Qué orgullo de pasado, del lejano y, sobre todo, del presente. Cuando echas una mirada atrás y recuerdas la transición, momento convulso donde los hubiera, con riesgos importantes como no hemos vuelto a vivir, con miedos, esperanzas, lances e inseguridades como en pocas veces hemos vivido los españoles y en los que, de uno y otro lado, tenían un modo de vida distinto de la política, acudían a servir a España, capaces de negociar, discutir, luchar y llegar a consenso. Recuerda que fue la “era del consenso”, que se luchó e impulsó ese modelo de trabajo en el que se era consciente de que sólo por sentarte en la mesa de negociación ya habías perdido algo y habías ganado algo, pues negociar es saber perder para ganar ambos.

Los políticos, todos, eran personas con un trabajo, con una “mochila” a la que regresar y cuidar si el proyecto político, o el paso por el mismo, finalizaba, bien por finiquitarse, bien por haber cumplido la misión, de forma que corrupción habría, pues el ser humano es corrupto, pero fue el momento en que se construyeron, forjaron y organizaron los controles políticos que permitían que el ciudadano tuviese formas de vigilancia de sus políticos.

Ese pasado fue en el que se generó el tiempo de libertad más importante que hemos vivido, en el que la democracia surgió y creció como la espuma, resultando el momento de mayor calidad democrática que hemos desarrollado.

Momentos en los que la violencia ejercida únicamente por los terroristas era desdeñada por los ciudadanos y por los políticos hasta el punto de que, cuando el nivel de crispación superaba determinados niveles, era reprobado por el ciudadano y evitado por la clase dirigente.

La libertad, era la máxima, los excesos libertinos eran admirados como excesos de libertad y permitidos por una sociedad esponja que estaba deseosa de disfrutar de esa libertad, por más que conscientes de que le faltaba un mínimo de control moral o intelectual.

Hoy observamos la caterva que nos dirige y, evidentemente con excepciones, nos dan ganas de vomitar.

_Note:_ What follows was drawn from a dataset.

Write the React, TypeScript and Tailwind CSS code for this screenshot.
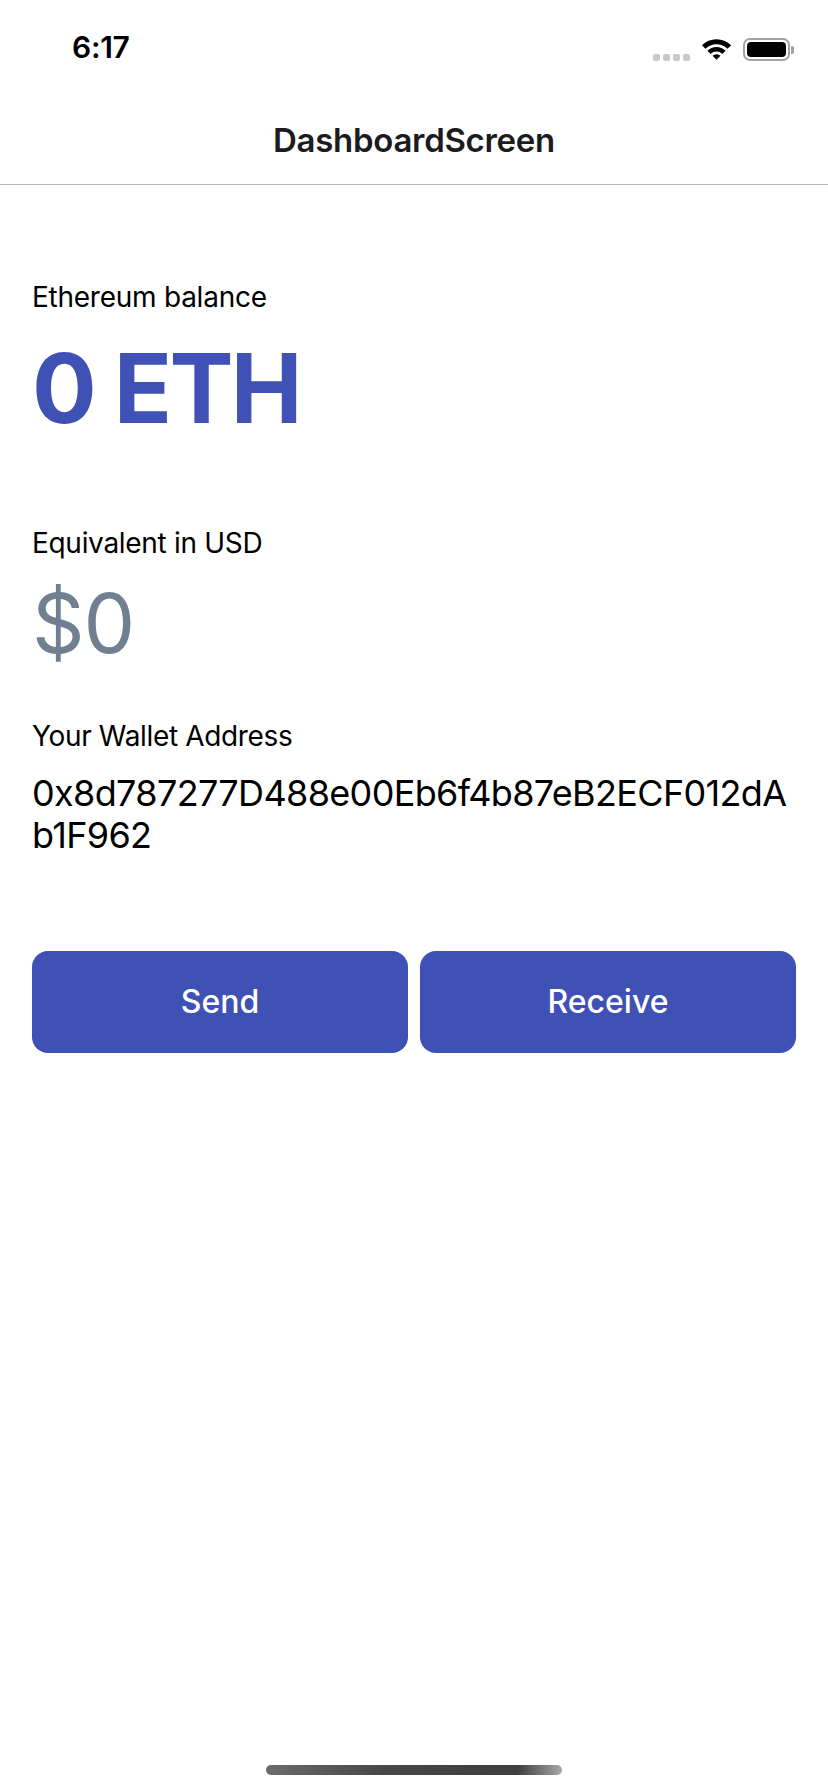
import React from 'react';

const walletAddress = '0x8d787277D488e00Eb6f4b87eB2ECF012dAb1F962';

function WifiIcon() {
  return (
    <svg width="31" height="23" viewBox="0 0 30 22" fill="#000">
      <path d="M0.86 6.86 A20 20 0 0 1 29.14 6.86 L25.61 10.39 A15 15 0 0 0 4.39 10.39 Z" />
      <path d="M6.16 12.16 A12.5 12.5 0 0 1 23.84 12.16 L20.66 15.34 A8 8 0 0 0 9.34 15.34 Z" />
      <path d="M11.11 17.11 A5.5 5.5 0 0 1 18.89 17.11 L15 21 Z" />
    </svg>
  );
}

function StatusBar() {
  return (
    <div className="h-[96px] flex items-start justify-between pt-[29px] pl-[72px] pr-[34px]">
      <span className="text-[30px] leading-[36px] font-semibold text-black tracking-[-0.3px]">6:17</span>
      <div className="flex items-center mt-[9px] gap-[11px]">
        {/* signal dots */}
        <div className="flex items-center gap-[3px] mt-[15px]">
          <span className="w-[7px] h-[7px] rounded-[2px] bg-[#c9c9c9]" />
          <span className="w-[7px] h-[7px] rounded-[2px] bg-[#c9c9c9]" />
          <span className="w-[7px] h-[7px] rounded-[2px] bg-[#c9c9c9]" />
          <span className="w-[7px] h-[7px] rounded-[2px] bg-[#c9c9c9]" />
        </div>
        <WifiIcon />
        {/* battery */}
        <div className="flex items-center">
          <div className="w-[47px] h-[23px] rounded-[7px] border-[2px] border-[#a3a3a3] p-[2px]">
            <div className="w-full h-full rounded-[4px] bg-black" />
          </div>
          <div className="w-[3px] h-[8px] rounded-r-[2px] bg-[#a3a3a3] ml-[1px]" />
        </div>
      </div>
    </div>
  );
}

export default function App() {
  return (
    <div
      className="relative w-[828px] h-[1792px] bg-white overflow-hidden"
      style={{ fontFamily: 'Inter, "Noto Sans", "Liberation Sans", sans-serif' }}
    >
      <StatusBar />

      {/* Header */}
      <div className="h-[89px] flex items-center justify-center border-b border-[#b8b8bb]">
        <h1 className="text-[33px] leading-[40px] font-semibold text-[#1c1c1e] tracking-[-0.3px]">DashboardScreen</h1>
      </div>

      {/* Content */}
      <div className="px-[32px]">
        <p className="mt-[95px] text-[28px] leading-[34px] text-black tracking-[-0.25px]">Ethereum balance</p>
        <p className="mt-[16px] text-[96px] leading-[116px] font-bold text-[#3f51b5] tracking-[-2.8px]">0 ETH</p>

        <p className="mt-[80px] text-[28px] leading-[34px] text-black tracking-[-0.3px]">Equivalent in USD</p>
        <p className="mt-[14px] text-[82px] leading-[100px] text-[#708090] tracking-[-1px]">$0</p>

        <p className="mt-[45px] text-[28px] leading-[34px] text-black tracking-[-0.35px]">Your Wallet Address</p>
        <p className="mt-[19px] text-[36px] leading-[42px] text-black break-all tracking-[-0.65px]">{walletAddress}</p>

        {/* Action Buttons */}
        <div className="mt-[95px] grid grid-cols-2 gap-[12px]">
          <button className="h-[102px] rounded-[16px] bg-[#3f51b5] text-white text-[32px] font-medium">Send</button>
          <button className="h-[102px] rounded-[16px] bg-[#3f51b5] text-white text-[32px] font-medium">Receive</button>
        </div>
      </div>

      {/* Home indicator */}
      <div className="absolute bottom-[17px] left-[266px] w-[296px] h-[10px] rounded-full bg-[linear-gradient(90deg,#6b6b6b_0%,#474747_40%,#3e3e3e_85%,#a8a8a8_100%)]" />
    </div>
  );
}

Gentuza que no ha trabajado en su vida, que se ha dedicado a la destrucción por la destrucción de lo construido, que denostan el pasado que les ha permitido su libertad, que lucran lo que jámás hubieran conseguido lucrar ni en el sector público ni en el privado, de no ser por sus manejos políticos, sus mentiras, sus entramados despreciables que sólo se construyen con el enfretamiento, la crispación y el derrumbe de lo generado y que ha permitido nuestra democracia.

Son, unos y otros, los que han recuperado los superados “rojos” y “azules”, los que se han envuelto en la bandera del progresismo o de la “nación”, cuando es evidente que progresar quieren todos y la nación es de todos y que todos los que buscan la convulsión y el estremecimiento lo hacen para lograr una posición que de otro modo nunca alcanzarían y que se obtiene con la eliminación del adverso y por la concesión del voto ciudadano.

Es descorazonador el haber discursado durante años un proyecto de vida en común y que, paulatinamente observes cómo quien debió de impulsar lo hablado lo ha ido desmontando, desmembrando, destruyendo para, cuando te quieres dar cuenta, observar que de lo hablado, lo construido, lo diseñado, ya no queda nada, todo se ha transformado y acomodado sin negociación, conversación o aceptación, por el devenir de los tiempos y, con ello, hemos perdido libertad, democracia y, sobre todo, confianza en lo que ellos podrán hacer ya.